Integration Runtime is the compute engine that ADF/Synapse uses to execute pipeline activities. Think of it as the worker that does the actual data movement and transformation.
When you create a Copy activity that reads from Azure SQL and writes to ADLS Gen2, the IR is the compute that:
- Connects to Azure SQL Database
- Executes the SELECT query
- Reads the result set
- Serializes the data into Parquet/CSV format
- Writes the files to ADLS Gen2
Without an IR, your pipeline is just a blueprint with no engine to run it.
Why You Need to Understand IR
Most beginners never think about IR because ADF automatically assigns a default one. But understanding IR matters when:
- Your source data is on-premises or in a private network (the default IR cannot reach it)
- Your pipeline is slow and you need to optimize data transfer speed
- You have compliance requirements that restrict where data can be processed
- You need to run SSIS packages in the cloud
- You want to control costs by right-sizing your compute
- You are preparing for an interview (IR questions are common)
The Three Types of Integration Runtime
| Type | What It Does | When to Use It |
|---|---|---|
| Azure IR | Managed cloud compute for cloud-to-cloud operations | Default. Moving data between Azure services or public cloud endpoints |
| Self-Hosted IR | Software you install on your own machine/VM | Accessing on-premises databases, private networks, or file shares behind a firewall |
| Azure-SSIS IR | Managed cluster that runs SSIS packages | Lift-and-shift of existing SQL Server Integration Services workloads |
Let us explore each one in depth.
Azure Integration Runtime (Auto-Resolve and Custom)
What It Is
Azure IR is a fully managed, serverless compute provided by Microsoft. You do not install anything, manage any VMs, or worry about scaling. ADF handles everything.

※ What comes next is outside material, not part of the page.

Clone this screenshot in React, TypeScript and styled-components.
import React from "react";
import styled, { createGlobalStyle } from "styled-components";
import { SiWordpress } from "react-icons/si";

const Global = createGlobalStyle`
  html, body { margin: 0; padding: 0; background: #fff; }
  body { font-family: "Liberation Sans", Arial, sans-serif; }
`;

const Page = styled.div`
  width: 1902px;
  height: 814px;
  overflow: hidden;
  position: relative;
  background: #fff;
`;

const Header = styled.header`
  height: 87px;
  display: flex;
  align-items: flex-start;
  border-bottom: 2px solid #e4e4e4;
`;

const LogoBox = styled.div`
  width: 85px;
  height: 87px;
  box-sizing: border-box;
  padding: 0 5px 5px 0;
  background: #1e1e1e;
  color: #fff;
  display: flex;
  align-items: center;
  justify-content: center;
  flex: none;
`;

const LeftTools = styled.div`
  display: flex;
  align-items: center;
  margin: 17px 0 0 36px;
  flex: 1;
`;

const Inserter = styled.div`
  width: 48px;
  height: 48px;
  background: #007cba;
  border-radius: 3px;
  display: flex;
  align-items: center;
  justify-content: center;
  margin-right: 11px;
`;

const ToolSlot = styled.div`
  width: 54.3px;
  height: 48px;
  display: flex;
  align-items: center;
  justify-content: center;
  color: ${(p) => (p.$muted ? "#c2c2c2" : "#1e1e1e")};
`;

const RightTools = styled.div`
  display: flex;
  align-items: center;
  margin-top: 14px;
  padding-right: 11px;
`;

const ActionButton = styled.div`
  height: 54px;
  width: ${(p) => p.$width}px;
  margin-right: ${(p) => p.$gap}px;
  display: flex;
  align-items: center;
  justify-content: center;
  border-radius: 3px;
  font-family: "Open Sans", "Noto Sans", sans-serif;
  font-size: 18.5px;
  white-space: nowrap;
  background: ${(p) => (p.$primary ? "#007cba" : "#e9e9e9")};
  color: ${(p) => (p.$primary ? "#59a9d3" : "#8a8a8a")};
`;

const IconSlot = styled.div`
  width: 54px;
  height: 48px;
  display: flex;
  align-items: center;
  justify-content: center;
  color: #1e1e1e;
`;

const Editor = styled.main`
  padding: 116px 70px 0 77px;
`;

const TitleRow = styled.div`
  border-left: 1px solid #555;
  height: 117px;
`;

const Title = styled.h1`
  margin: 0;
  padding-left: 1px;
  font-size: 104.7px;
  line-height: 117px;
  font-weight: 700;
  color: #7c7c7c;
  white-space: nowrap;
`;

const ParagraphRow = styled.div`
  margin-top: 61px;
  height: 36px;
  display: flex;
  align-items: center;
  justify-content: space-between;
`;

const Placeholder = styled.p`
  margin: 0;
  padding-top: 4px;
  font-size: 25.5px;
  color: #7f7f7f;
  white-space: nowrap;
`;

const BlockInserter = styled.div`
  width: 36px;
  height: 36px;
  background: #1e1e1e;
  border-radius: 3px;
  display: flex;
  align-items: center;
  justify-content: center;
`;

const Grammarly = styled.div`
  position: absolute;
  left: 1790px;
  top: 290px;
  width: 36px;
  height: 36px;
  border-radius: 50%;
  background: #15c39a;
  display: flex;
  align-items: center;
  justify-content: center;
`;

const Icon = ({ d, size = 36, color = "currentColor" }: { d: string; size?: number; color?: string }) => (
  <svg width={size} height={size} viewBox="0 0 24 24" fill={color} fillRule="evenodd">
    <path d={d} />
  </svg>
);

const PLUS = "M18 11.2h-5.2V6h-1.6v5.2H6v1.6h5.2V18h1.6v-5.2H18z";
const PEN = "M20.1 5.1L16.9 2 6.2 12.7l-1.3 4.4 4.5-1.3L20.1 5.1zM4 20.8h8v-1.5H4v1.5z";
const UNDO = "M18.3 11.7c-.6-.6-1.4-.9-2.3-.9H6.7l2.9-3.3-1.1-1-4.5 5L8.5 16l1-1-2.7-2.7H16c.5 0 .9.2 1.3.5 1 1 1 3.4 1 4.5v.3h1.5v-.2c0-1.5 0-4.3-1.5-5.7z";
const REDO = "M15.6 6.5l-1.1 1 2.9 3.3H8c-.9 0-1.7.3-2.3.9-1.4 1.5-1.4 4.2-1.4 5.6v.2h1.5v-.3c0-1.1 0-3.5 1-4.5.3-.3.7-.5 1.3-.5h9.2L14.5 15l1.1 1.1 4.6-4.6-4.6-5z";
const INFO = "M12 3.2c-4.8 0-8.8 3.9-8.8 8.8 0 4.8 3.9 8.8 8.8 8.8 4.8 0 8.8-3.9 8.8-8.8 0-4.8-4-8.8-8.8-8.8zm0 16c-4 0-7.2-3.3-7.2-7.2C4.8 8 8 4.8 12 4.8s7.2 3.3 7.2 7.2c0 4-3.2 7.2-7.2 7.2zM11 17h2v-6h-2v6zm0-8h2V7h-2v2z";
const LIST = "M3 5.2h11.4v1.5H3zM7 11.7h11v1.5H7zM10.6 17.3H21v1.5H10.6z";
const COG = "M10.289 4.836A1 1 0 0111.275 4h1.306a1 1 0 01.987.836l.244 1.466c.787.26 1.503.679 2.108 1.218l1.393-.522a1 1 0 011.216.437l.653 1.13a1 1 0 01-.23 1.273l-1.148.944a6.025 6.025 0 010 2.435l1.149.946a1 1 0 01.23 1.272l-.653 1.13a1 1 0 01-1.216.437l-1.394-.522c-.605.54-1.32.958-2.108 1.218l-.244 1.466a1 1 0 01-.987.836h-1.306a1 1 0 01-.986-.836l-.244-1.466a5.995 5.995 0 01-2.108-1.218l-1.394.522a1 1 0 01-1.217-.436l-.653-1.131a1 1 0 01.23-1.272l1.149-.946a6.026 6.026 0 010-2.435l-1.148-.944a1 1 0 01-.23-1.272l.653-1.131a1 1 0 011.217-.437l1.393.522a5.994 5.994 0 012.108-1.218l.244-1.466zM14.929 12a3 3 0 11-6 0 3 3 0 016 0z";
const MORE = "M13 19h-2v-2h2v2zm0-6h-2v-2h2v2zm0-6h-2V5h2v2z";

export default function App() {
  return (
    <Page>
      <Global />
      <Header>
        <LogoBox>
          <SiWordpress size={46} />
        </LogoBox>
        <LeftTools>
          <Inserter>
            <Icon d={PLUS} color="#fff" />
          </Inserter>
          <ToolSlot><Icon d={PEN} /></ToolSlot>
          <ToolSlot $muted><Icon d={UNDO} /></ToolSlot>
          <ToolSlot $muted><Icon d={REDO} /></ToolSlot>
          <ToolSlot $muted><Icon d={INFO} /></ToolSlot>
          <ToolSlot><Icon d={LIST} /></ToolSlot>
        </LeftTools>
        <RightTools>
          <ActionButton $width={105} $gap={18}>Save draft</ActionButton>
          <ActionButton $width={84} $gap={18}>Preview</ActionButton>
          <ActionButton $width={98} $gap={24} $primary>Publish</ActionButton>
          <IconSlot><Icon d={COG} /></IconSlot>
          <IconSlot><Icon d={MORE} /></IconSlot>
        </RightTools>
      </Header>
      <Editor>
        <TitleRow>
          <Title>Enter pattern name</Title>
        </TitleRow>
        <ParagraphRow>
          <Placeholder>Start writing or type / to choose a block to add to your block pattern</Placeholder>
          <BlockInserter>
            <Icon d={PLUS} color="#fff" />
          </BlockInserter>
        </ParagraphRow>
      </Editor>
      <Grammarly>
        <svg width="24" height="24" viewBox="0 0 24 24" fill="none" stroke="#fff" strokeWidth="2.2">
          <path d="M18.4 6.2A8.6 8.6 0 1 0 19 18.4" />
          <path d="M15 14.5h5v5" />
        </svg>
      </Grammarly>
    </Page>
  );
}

When you create a new ADF workspace, it comes with a default Azure IR called AutoResolveIntegrationRuntime. This is what your pipelines use unless you explicitly specify a different one.
Two Flavors of Azure IR
1. Auto-Resolve IR (Default)
The default IR. It automatically selects the best Azure region based on your source and sink locations:
- If both source and sink are in the same region, it uses that region (fastest, no cross-region charges)
- If they are in different regions, it picks the region closest to the sink (minimizes write latency)

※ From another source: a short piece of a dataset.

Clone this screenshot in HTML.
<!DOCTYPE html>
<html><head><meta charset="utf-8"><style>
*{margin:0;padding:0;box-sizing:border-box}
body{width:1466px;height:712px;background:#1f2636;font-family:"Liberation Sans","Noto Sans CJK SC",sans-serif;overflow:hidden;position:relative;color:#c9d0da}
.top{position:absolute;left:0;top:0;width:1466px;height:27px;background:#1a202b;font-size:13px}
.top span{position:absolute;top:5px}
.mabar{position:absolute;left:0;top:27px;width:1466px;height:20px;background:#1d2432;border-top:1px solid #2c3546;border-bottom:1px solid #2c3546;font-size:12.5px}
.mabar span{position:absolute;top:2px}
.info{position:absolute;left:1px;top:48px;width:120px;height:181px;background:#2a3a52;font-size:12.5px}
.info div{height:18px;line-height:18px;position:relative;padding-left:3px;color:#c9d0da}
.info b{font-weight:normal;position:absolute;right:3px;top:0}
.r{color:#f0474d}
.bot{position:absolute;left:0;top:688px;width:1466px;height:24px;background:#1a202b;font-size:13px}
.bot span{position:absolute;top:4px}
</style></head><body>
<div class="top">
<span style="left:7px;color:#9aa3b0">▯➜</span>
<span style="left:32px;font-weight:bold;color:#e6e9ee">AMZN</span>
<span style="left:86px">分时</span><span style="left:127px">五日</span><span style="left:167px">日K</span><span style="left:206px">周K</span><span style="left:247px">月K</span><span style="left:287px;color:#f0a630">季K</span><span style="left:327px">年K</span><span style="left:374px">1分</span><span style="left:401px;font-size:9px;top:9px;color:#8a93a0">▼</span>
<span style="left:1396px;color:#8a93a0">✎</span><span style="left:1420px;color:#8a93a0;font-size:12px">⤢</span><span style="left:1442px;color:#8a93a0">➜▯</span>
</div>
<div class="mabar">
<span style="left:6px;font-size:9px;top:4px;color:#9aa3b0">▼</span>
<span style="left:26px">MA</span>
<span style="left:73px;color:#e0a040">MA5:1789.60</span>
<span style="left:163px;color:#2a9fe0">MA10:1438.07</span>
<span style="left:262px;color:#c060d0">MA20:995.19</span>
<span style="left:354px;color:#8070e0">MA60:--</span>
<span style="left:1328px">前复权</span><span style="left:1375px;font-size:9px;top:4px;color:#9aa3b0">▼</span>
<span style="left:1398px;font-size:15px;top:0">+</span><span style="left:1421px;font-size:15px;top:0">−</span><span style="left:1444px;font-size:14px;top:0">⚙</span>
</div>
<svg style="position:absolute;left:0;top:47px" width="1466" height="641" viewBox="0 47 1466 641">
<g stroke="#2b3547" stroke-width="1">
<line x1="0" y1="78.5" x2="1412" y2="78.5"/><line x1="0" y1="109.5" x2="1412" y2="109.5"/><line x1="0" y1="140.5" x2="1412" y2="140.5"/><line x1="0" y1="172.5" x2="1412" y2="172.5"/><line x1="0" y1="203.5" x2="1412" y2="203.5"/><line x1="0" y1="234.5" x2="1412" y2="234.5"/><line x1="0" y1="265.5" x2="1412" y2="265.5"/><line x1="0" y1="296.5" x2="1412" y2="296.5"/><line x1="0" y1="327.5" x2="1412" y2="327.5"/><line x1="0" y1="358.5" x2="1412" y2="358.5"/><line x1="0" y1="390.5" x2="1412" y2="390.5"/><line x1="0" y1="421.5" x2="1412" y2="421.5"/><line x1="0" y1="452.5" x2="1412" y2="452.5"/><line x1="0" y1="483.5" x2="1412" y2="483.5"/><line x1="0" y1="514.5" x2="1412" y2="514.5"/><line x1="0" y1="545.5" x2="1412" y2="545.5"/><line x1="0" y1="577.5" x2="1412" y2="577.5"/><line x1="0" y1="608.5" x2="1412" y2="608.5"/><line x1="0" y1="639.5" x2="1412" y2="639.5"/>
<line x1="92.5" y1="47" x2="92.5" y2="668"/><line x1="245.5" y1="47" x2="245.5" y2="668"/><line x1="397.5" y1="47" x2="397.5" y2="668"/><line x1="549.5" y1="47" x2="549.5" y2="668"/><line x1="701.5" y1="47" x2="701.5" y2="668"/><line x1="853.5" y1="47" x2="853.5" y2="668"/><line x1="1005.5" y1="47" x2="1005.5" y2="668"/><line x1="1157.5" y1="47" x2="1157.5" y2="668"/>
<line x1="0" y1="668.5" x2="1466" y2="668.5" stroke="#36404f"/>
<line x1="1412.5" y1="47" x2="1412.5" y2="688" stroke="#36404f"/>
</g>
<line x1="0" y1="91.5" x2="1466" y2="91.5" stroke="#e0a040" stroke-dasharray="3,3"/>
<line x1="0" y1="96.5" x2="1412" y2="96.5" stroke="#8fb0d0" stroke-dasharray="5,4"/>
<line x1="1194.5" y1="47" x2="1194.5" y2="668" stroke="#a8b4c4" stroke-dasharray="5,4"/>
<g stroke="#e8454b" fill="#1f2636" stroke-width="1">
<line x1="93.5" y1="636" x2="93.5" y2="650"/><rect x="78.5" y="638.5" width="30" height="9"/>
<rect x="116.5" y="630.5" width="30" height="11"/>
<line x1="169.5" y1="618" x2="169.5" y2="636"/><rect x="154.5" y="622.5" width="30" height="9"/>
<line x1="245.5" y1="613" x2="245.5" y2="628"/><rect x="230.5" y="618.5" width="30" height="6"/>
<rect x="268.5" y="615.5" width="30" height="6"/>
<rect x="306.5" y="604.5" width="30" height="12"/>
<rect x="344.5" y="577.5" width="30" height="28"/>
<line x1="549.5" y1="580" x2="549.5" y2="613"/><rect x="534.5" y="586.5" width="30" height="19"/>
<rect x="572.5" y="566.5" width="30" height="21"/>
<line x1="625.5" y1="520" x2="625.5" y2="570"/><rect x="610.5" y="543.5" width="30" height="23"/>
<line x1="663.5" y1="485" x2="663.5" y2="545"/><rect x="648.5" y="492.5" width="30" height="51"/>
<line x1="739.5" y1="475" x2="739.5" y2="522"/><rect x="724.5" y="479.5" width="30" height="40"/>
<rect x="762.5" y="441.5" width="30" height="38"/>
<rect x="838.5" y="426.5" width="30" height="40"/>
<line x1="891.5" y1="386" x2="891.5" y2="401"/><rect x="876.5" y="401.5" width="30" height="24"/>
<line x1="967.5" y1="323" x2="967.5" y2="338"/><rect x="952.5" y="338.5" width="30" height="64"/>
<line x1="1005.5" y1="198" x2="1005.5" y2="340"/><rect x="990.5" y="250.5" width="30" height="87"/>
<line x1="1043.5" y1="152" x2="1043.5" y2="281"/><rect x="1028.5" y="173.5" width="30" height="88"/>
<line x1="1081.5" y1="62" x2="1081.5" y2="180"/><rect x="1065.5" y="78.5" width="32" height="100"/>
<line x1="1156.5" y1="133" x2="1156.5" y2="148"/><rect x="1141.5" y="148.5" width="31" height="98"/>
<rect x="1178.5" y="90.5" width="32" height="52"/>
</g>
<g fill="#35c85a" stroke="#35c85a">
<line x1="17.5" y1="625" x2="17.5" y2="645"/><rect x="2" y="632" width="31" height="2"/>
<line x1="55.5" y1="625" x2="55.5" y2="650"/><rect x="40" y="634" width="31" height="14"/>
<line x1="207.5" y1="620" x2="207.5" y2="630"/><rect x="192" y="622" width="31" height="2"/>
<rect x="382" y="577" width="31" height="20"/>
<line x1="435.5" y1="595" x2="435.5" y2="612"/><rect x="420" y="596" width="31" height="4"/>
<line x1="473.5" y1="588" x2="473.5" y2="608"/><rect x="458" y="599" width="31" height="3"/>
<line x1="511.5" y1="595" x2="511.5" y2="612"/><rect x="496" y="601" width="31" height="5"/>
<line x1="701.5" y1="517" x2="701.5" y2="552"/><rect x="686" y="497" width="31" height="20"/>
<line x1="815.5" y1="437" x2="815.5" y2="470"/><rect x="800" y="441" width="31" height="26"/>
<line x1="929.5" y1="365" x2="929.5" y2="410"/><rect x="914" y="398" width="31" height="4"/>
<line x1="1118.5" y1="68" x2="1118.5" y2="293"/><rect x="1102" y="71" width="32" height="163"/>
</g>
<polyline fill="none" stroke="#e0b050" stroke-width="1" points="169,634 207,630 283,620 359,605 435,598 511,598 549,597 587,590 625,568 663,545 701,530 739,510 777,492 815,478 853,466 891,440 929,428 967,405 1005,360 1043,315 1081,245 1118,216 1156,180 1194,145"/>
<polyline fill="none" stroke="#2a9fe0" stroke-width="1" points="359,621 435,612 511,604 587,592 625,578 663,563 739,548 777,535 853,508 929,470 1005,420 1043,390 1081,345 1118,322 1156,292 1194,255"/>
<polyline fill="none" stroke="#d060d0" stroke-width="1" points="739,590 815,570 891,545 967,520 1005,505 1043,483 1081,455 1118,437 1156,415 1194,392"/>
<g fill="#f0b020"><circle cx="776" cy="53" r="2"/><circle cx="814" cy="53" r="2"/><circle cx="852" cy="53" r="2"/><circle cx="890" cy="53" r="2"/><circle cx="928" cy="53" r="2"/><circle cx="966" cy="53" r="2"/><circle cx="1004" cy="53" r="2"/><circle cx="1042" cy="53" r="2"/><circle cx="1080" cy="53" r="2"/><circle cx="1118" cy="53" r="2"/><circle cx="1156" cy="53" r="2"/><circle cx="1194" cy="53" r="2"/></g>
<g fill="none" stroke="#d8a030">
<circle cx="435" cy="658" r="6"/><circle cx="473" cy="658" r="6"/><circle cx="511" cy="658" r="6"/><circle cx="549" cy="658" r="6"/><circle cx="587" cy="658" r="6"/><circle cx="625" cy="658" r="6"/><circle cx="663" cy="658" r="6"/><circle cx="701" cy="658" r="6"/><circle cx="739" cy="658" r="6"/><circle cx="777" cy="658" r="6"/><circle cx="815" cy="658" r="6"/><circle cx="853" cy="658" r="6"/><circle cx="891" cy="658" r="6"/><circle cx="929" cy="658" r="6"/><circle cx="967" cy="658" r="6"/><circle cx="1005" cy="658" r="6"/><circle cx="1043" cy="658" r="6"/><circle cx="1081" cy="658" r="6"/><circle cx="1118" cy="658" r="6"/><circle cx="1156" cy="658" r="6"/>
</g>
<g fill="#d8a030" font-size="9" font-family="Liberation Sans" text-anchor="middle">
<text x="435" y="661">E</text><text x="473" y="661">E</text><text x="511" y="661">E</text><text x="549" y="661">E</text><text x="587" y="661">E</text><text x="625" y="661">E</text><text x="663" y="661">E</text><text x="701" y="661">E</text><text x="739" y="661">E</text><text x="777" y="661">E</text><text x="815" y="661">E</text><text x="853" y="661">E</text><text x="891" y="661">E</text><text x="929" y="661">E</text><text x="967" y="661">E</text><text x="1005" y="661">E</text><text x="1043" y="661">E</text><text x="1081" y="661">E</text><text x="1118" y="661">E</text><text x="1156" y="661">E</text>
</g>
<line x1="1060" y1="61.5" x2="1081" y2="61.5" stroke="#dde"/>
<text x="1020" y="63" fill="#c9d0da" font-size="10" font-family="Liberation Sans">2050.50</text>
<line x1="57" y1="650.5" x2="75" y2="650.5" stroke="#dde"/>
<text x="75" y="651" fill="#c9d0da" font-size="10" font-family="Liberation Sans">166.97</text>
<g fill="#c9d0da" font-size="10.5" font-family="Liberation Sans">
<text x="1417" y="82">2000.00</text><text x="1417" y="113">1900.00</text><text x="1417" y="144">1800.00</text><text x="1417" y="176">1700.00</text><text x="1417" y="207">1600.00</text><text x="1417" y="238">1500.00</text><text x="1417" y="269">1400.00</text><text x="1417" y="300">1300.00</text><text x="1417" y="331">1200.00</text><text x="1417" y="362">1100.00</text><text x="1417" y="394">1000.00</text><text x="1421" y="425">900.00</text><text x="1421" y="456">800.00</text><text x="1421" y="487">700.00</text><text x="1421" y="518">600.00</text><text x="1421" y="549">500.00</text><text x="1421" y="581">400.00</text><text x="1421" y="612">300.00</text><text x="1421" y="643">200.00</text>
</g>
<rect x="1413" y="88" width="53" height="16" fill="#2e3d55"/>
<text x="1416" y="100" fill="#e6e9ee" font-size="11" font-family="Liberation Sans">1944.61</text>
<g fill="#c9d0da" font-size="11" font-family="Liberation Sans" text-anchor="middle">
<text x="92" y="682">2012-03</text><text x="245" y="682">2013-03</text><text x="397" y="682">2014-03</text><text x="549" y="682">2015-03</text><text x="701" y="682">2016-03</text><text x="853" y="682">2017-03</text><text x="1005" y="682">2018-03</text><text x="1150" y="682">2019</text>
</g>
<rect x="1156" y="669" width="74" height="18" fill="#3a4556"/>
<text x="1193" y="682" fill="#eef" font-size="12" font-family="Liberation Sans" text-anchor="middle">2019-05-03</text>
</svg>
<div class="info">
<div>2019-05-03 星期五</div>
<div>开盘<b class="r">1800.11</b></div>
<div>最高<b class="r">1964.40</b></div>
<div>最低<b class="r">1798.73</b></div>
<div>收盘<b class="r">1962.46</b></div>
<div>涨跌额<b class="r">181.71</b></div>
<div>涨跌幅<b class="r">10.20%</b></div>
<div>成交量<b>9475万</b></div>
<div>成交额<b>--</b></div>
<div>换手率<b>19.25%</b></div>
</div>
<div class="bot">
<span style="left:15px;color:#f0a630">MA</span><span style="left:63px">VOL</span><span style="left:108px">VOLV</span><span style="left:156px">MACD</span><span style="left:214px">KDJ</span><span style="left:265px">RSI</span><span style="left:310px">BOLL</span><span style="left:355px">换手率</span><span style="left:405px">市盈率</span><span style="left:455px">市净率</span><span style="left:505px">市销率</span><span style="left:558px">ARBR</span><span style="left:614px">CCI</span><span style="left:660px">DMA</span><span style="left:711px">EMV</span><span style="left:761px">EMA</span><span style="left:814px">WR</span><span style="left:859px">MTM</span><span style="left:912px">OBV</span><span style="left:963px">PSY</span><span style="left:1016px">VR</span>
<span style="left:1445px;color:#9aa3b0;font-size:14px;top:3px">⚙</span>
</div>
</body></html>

- If the region cannot be determined, it uses the ADF workspace region
Source: Azure SQL (East US)
Sink: ADLS Gen2 (East US)
Auto-Resolve IR: Uses East US (same region -- optimal)
Source: Azure SQL (East US)
Sink: ADLS Gen2 (West Europe)
Auto-Resolve IR: Uses West Europe (closer to sink)
Advantages: – Zero configuration – Automatic region optimization – No maintenance – Scales automatically
Limitations: – You cannot control which region it uses – Cannot access on-premises or private network resources – For Data Flows, it uses a default cluster configuration
2. Custom Azure IR
A manually created Azure IR where you specify the region and configure Data Flow compute settings.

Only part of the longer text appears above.